As for Governor Aliyu, a politician who couldn’t deliver his state to PDP in the last presidential election, one whose re-elections was as the results of open financial inducements, defection may be a dangerous miscalculation. CPC not only won the presidential but also the national assembly elections in Governor Aliyu’s backyard in the last election, so I wonder why we’re going berserk over his, and Lamido’s, betrayal of their of colleagues.
As 2015 approaches, Governor Aliyu’s political future is on the edge of a cliff. First, his senatorial ambition will be mortally shattered by the Gbagyi voters who are very ethnically united, especially in their aversion to a Hausa man’s candidacy, and there will be no more previously neutrally involved Zone A voters and their Zone C counterparts to save him this time. And there will also be no more zoning formula, which has brought him this far in politics, to manipulate. Second, Aliyu’s refusal to defect may be to play PDP’s northern strongman in the rush to 2015 in exchange for “presidential” support for his declining political relevance, but Governor Lamido, who’s a more popular candidate, is a threat to that dream. Third, being a poor-performing Governor, one who has created too many portfolios obviously to “settle” his boys and to justify Niger state’s inflated recurrent expenditures, unlike Kano’s Governor Kwankwaso’s managerial prudence, he has every reason to be afraid of the presidency over possible witch-hunt.

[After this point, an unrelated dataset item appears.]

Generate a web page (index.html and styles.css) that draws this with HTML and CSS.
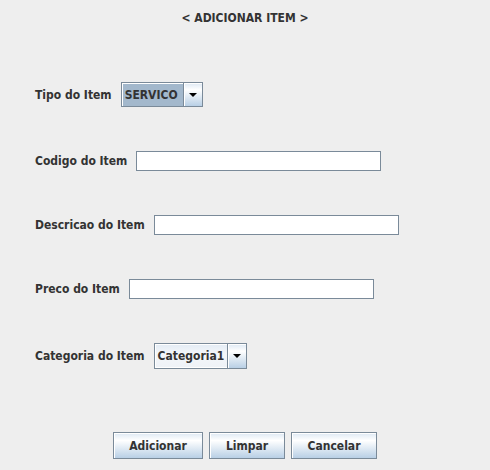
FILE: index.html
```html
<!DOCTYPE html>
<html>
<head>
<meta charset="utf-8">
<link rel="stylesheet" href="styles.css">
</head>
<body>
<div class="window">
  <div class="title">&lt; ADICIONAR ITEM &gt;</div>
  <div class="form">
    <div class="row row-combo1">
      <span class="label">Tipo do Item</span>
      <div class="combo combo-selected">
        <span class="combo-value">SERVICO</span>
        <span class="combo-arrow"><span class="tri"></span></span>
      </div>
    </div>
    <div class="row row-field">
      <span class="label">Codigo do Item</span>
      <div class="field"></div>
    </div>
    <div class="row row-field">
      <span class="label">Descricao do Item</span>
      <div class="field"></div>
    </div>
    <div class="row row-field">
      <span class="label">Preco do Item</span>
      <div class="field"></div>
    </div>
    <div class="row row-combo2">
      <span class="label">Categoria do Item</span>
      <div class="combo combo-plain">
        <span class="combo-value">Categoria1</span>
        <span class="combo-arrow"><span class="tri"></span></span>
      </div>
    </div>
  </div>
  <div class="buttons">
    <button class="btn btn-add">Adicionar</button>
    <button class="btn btn-clear">Limpar</button>
    <button class="btn btn-cancel">Cancelar</button>
  </div>
</div>
</body>
</html>
```
FILE: styles.css
```css
html, body {
  margin: 0;
  padding: 0;
  background: #eeeeee;
}
body {
  font-family: "DejaVu Sans Condensed", "DejaVu Sans", sans-serif;
  font-stretch: condensed;
  font-weight: bold;
  font-size: 12px;
  color: #333333;
  width: 490px;
  height: 470px;
  overflow: hidden;
}
.window {
  display: flex;
  flex-direction: column;
}
.title {
  height: 36px;
  line-height: 36px;
  text-align: center;
}
.form {
  display: flex;
  flex-direction: column;
  gap: 44px;
  margin-top: 46px;
  padding-left: 35px;
}
.row {
  display: flex;
  align-items: center;
  gap: 9px;
}
.label {
  white-space: nowrap;
}
.field {
  box-sizing: border-box;
  width: 245px;
  height: 20px;
  background: #ffffff;
  border: 1px solid #7a8a99;
  box-shadow: inset -1px -1px 0 #ffffff, inset 1px 1px 0 #ffffff;
}
.combo {
  box-sizing: border-box;
  display: flex;
  border: 1px solid #7a8a99;
  height: 25px;
}
.combo-value {
  display: flex;
  align-items: center;
  padding: 0 3px;
  border: 1px solid #ffffff;
  border-right: none;
}
.combo-selected .combo-value {
  width: 55px;
  background: #a3b8cc;
  border: none;
  box-shadow: inset 1px 1px 0 #ffffff;
  padding-left: 3px;
}
.combo-plain {
  height: 26px;
}
.combo-plain .combo-value {
  width: 66px;
  background: linear-gradient(#e4ecf5, #f4f7fa 40%, #eef2f7);
  padding-left: 2px;
}
.combo-arrow {
  box-sizing: border-box;
  width: 19px;
  display: flex;
  align-items: center;
  justify-content: center;
  border-left: 1px solid #7a8a99;
  background: linear-gradient(#dde8f3 0%, #ffffff 30%, #b8cfe5 100%);
  box-shadow: inset 1px 1px 0 #ffffff;
}
.tri {
  width: 0;
  height: 0;
  border-left: 4px solid transparent;
  border-right: 4px solid transparent;
  border-top: 4px solid #000000;
}
.buttons {
  display: flex;
  justify-content: center;
  gap: 6px;
  margin-top: 63px;
  padding-left: 0;
}
.btn {
  box-sizing: border-box;
  height: 27px;
  font: inherit;
  font-stretch: condensed;
  color: #333333;
  border: 1px solid #7a8a99;
  background: linear-gradient(#dde8f3 0%, #ffffff 30%, #b8cfe5 100%);
  box-shadow: inset 1px 1px 0 #ffffff;
  padding: 0;
  border-radius: 0;
}
.btn-add { width: 90px; }
.btn-clear { width: 76px; }
.btn-cancel { width: 86px; }
```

And so? Well, if APC needs a gamesman in Niger state for 2015, they don’t need its governor’s moral supports, they only need to rush to court the zonal strongmen of the three senatorial districts in Niger state, with special interest in the very influential Nupe-speaking people of Zone A. Governor Aliyu may be a loser, he’s not a fool. He’s a politically sage schemer. This is why I love him. May God save us from us!